- _Short task_:
Write out every line of the material as it stands, apart from the pictures.

- _Data lines_:
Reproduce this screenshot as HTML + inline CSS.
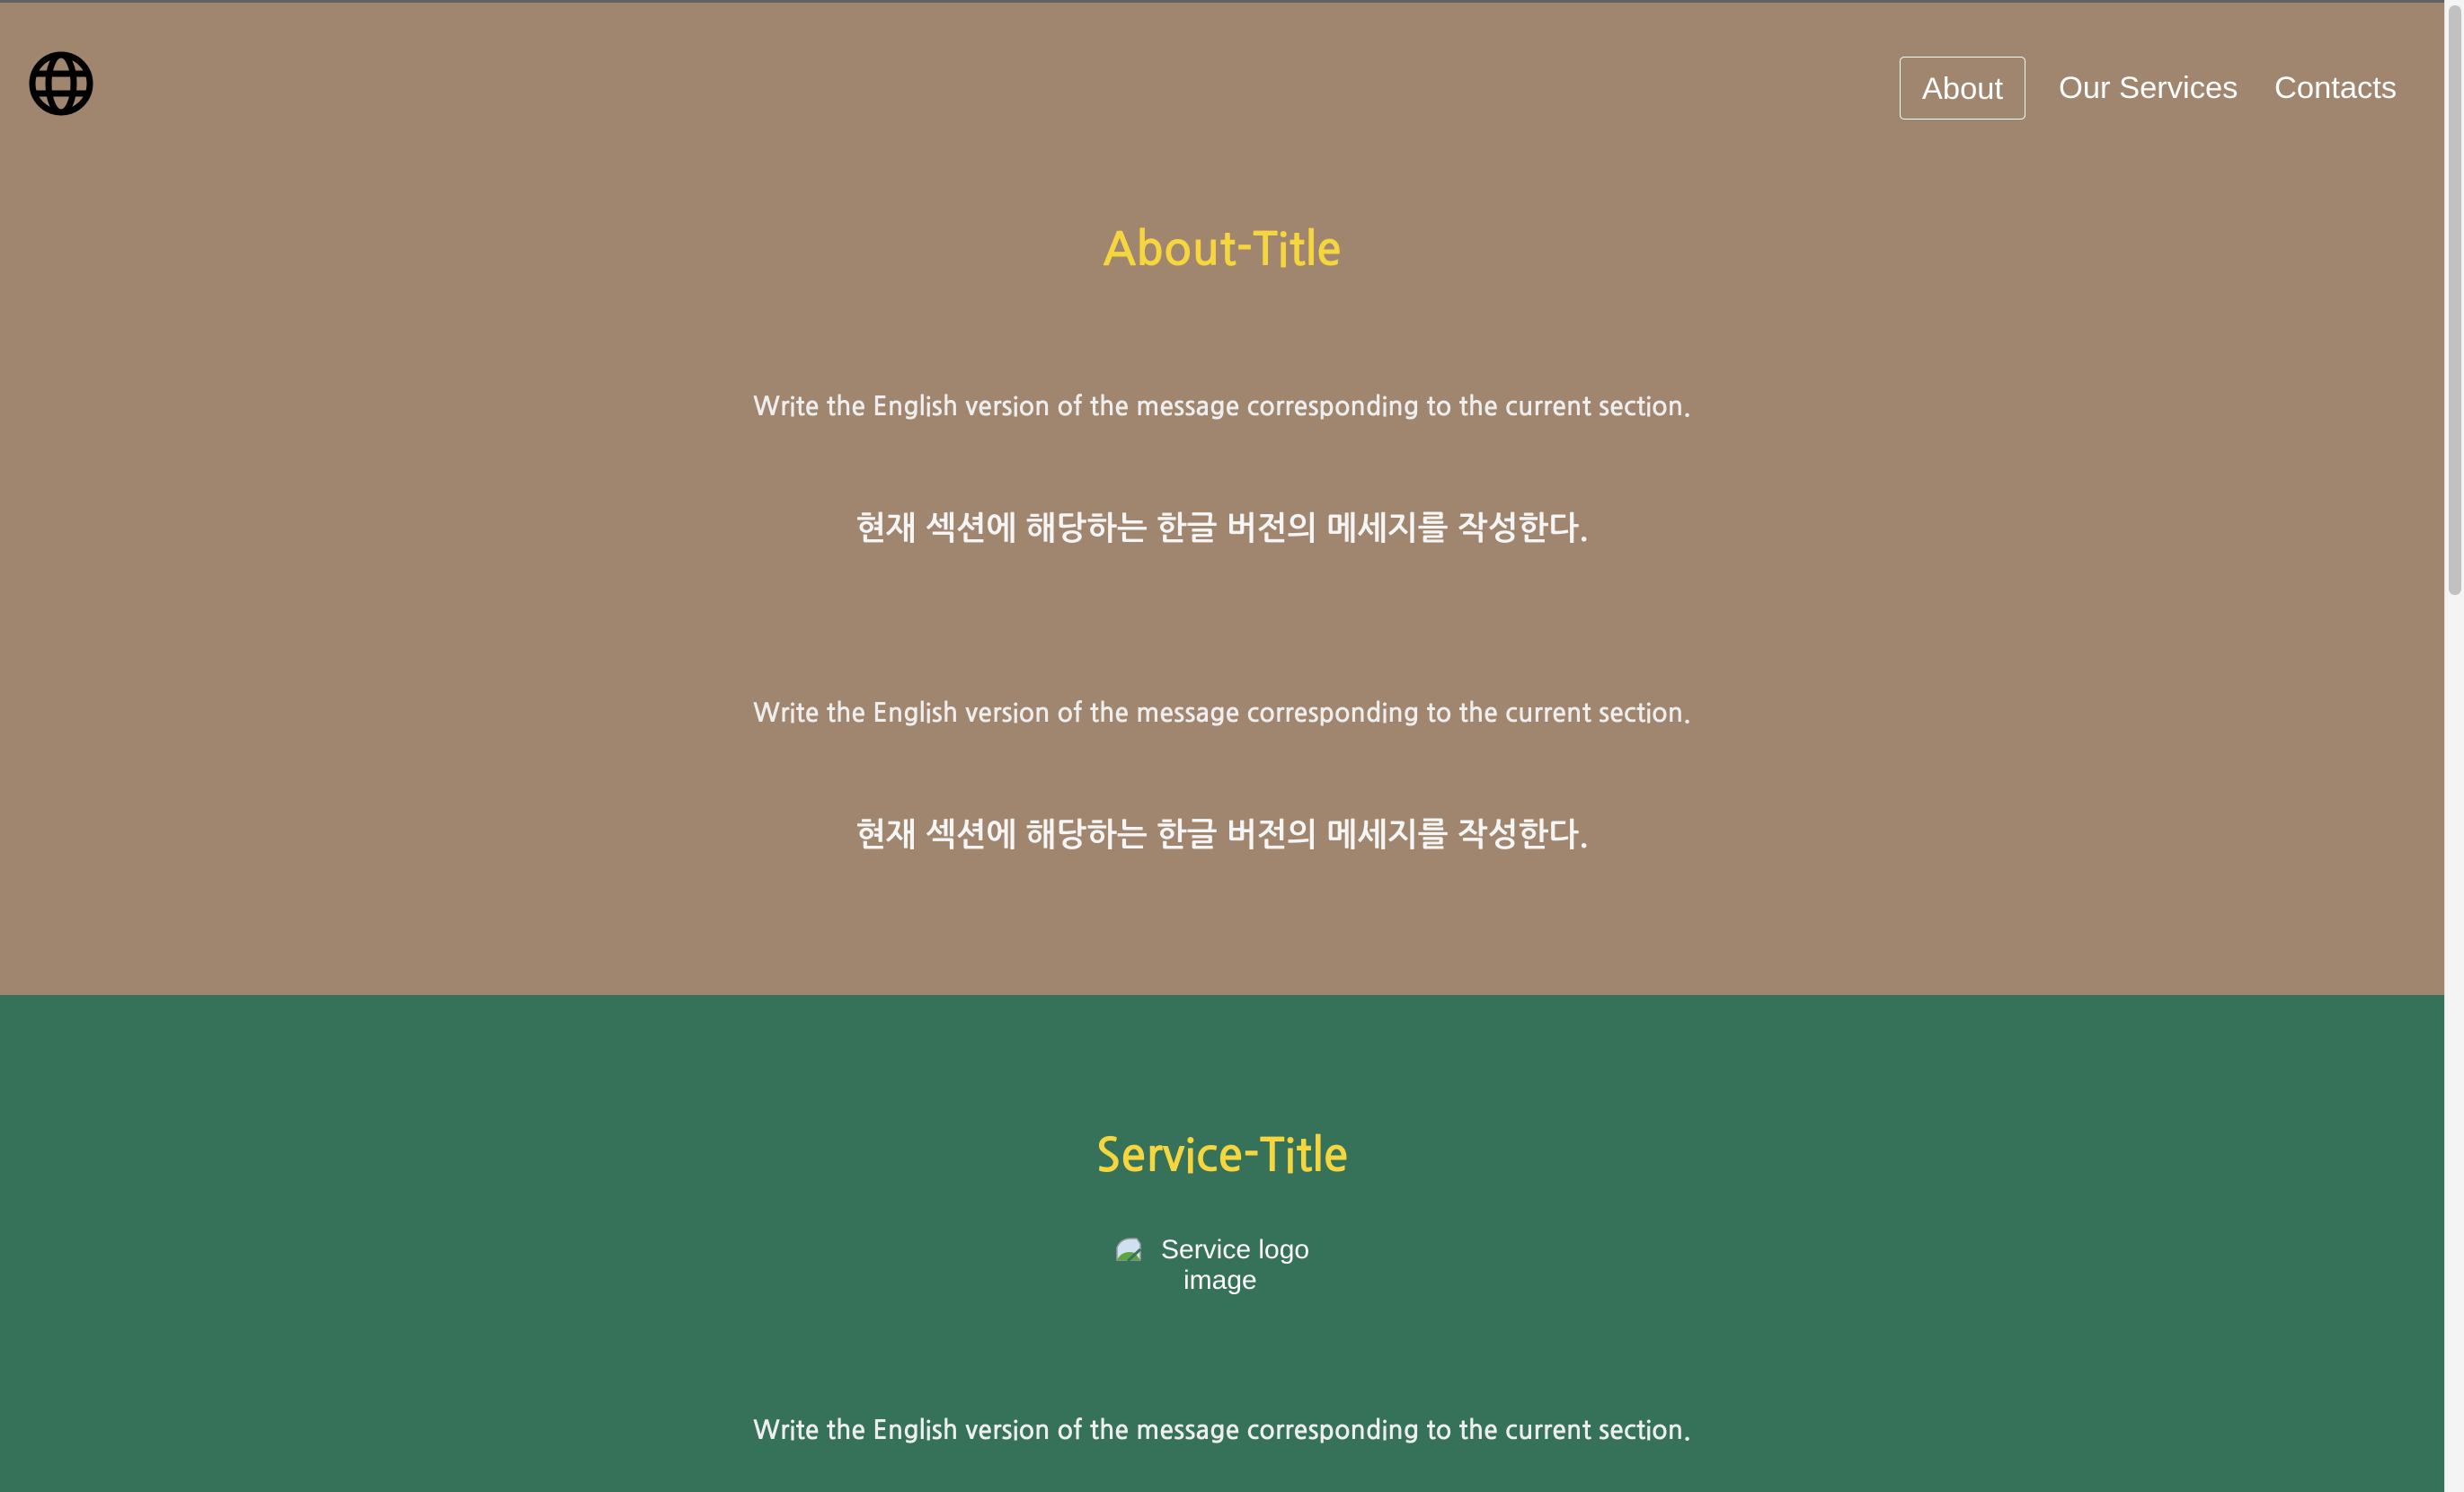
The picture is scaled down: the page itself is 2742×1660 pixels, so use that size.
<!DOCTYPE html>
<html><head><meta charset="utf-8"><style>
html,body{margin:0;padding:0;width:2742px;height:1660px;overflow:hidden;font-family:"NanumGothic","Liberation Sans","Noto Sans CJK KR",sans-serif;}
.brown{position:absolute;left:0;top:0;width:2720px;height:1107px;background:#a0866f;border-top:3px solid #5f6366;box-sizing:border-box}
.green{position:absolute;left:0;top:1107px;width:2720px;height:553px;background:#36725a}
.sb{position:absolute;left:2720px;top:0;width:22px;height:1660px;background:#f4f4f4;border-left:1px solid #e0e0e0;box-sizing:border-box}
.thumb{position:absolute;left:4px;top:6px;width:14px;height:656px;background:#c1c1c1;border-radius:7px}
.t{position:absolute;left:0;width:2720px;text-align:center;line-height:1;white-space:nowrap}
.title{color:#f6d63f;font-weight:bold;font-size:51px}
.en{color:#eeeeee;font-weight:bold;font-size:28.8px}
.ko{color:#f5f5f5;font-weight:bold;font-size:36px}
.nav{position:absolute;top:63px;height:68px;color:#fff;font-size:34.5px;line-height:70px;font-family:"Liberation Sans",sans-serif;}
.lg{position:absolute;color:#fff;font-size:30px;line-height:34px;font-family:'Liberation Sans',sans-serif;white-space:nowrap}
</style></head><body>
<div class="brown"></div>
<div class="green"></div>
<div class="sb"><div class="thumb"></div></div>
<svg style="position:absolute;left:31px;top:56px" width="74" height="74" viewBox="0 0 74 74">
<g fill="none" stroke="#000" stroke-width="7">
<circle cx="37" cy="37" r="32"/>
<ellipse cx="37" cy="37" rx="14" ry="32"/>
<line x1="5" y1="26" x2="69" y2="26"/>
<line x1="5" y1="48" x2="69" y2="48"/>
</g></svg>
<div class="nav" style="left:2114px;width:138px;border:1.5px solid #fff;border-radius:5px;text-align:center">About</div>
<div class="nav" style="left:2291px">Our Services</div>
<div class="nav" style="left:2531px">Contacts</div>
<div class="t title" style="top:252px">About-Title</div>
<div class="t en" style="top:439px">Write the English version of the message corresponding to the current section.</div>
<div class="t ko" style="top:571px">현재 섹션에 해당하는 한글 버전의 메세지를 작성한다.</div>
<div class="t en" style="top:780px">Write the English version of the message corresponding to the current section.</div>
<div class="t ko" style="top:912px">현재 섹션에 해당하는 한글 버전의 메세지를 작성한다.</div>
<div class="t title" style="top:1260px">Service-Title</div>
<svg style="position:absolute;left:1241px;top:1376px" width="30" height="28" viewBox="0 0 30 28">
<path d="M2 26 L2 12 Q6 2 18 2 L24 2 L28 8 L28 26 Z" fill="#cfe0f0" stroke="#999" stroke-width="1.5"/>
<path d="M2 26 Q8 14 22 18 L28 26 Z" fill="#5aa442"/>
<line x1="14" y1="27" x2="28" y2="14" stroke="#36725a" stroke-width="3"/>
</svg>
<div class="lg" style="left:1292px;top:1374px">Service logo</div>
<div class="lg" style="left:1317px;top:1408px">image</div>
<div class="t en" style="top:1578px">Write the English version of the message corresponding to the current section.</div>
</body></html>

- _Expected answer_:
Reproduce this screenshot as HTML + inline CSS.
The picture is scaled down: the page itself is 2742×1660 pixels, so use that size.
<!DOCTYPE html>
<html><head><meta charset="utf-8"><style>
html,body{margin:0;padding:0;width:2742px;height:1660px;overflow:hidden;font-family:"NanumGothic","Liberation Sans","Noto Sans CJK KR",sans-serif;}
.brown{position:absolute;left:0;top:0;width:2720px;height:1107px;background:#a0866f;border-top:3px solid #5f6366;box-sizing:border-box}
.green{position:absolute;left:0;top:1107px;width:2720px;height:553px;background:#36725a}
.sb{position:absolute;left:2720px;top:0;width:22px;height:1660px;background:#f4f4f4;border-left:1px solid #e0e0e0;box-sizing:border-box}
.thumb{position:absolute;left:4px;top:6px;width:14px;height:656px;background:#c1c1c1;border-radius:7px}
.t{position:absolute;left:0;width:2720px;text-align:center;line-height:1;white-space:nowrap}
.title{color:#f6d63f;font-weight:bold;font-size:51px}
.en{color:#eeeeee;font-weight:bold;font-size:28.8px}
.ko{color:#f5f5f5;font-weight:bold;font-size:36px}
.nav{position:absolute;top:63px;height:68px;color:#fff;font-size:34.5px;line-height:70px;font-family:"Liberation Sans",sans-serif;}
.lg{position:absolute;color:#fff;font-size:30px;line-height:34px;font-family:'Liberation Sans',sans-serif;white-space:nowrap}
</style></head><body>
<div class="brown"></div>
<div class="green"></div>
<div class="sb"><div class="thumb"></div></div>
<svg style="position:absolute;left:31px;top:56px" width="74" height="74" viewBox="0 0 74 74">
<g fill="none" stroke="#000" stroke-width="7">
<circle cx="37" cy="37" r="32"/>
<ellipse cx="37" cy="37" rx="14" ry="32"/>
<line x1="5" y1="26" x2="69" y2="26"/>
<line x1="5" y1="48" x2="69" y2="48"/>
</g></svg>
<div class="nav" style="left:2114px;width:138px;border:1.5px solid #fff;border-radius:5px;text-align:center">About</div>
<div class="nav" style="left:2291px">Our Services</div>
<div class="nav" style="left:2531px">Contacts</div>
<div class="t title" style="top:252px">About-Title</div>
<div class="t en" style="top:439px">Write the English version of the message corresponding to the current section.</div>
<div class="t ko" style="top:571px">현재 섹션에 해당하는 한글 버전의 메세지를 작성한다.</div>
<div class="t en" style="top:780px">Write the English version of the message corresponding to the current section.</div>
<div class="t ko" style="top:912px">현재 섹션에 해당하는 한글 버전의 메세지를 작성한다.</div>
<div class="t title" style="top:1260px">Service-Title</div>
<svg style="position:absolute;left:1241px;top:1376px" width="30" height="28" viewBox="0 0 30 28">
<path d="M2 26 L2 12 Q6 2 18 2 L24 2 L28 8 L28 26 Z" fill="#cfe0f0" stroke="#999" stroke-width="1.5"/>
<path d="M2 26 Q8 14 22 18 L28 26 Z" fill="#5aa442"/>
<line x1="14" y1="27" x2="28" y2="14" stroke="#36725a" stroke-width="3"/>
</svg>
<div class="lg" style="left:1292px;top:1374px">Service logo</div>
<div class="lg" style="left:1317px;top:1408px">image</div>
<div class="t en" style="top:1578px">Write the English version of the message corresponding to the current section.</div>
</body></html>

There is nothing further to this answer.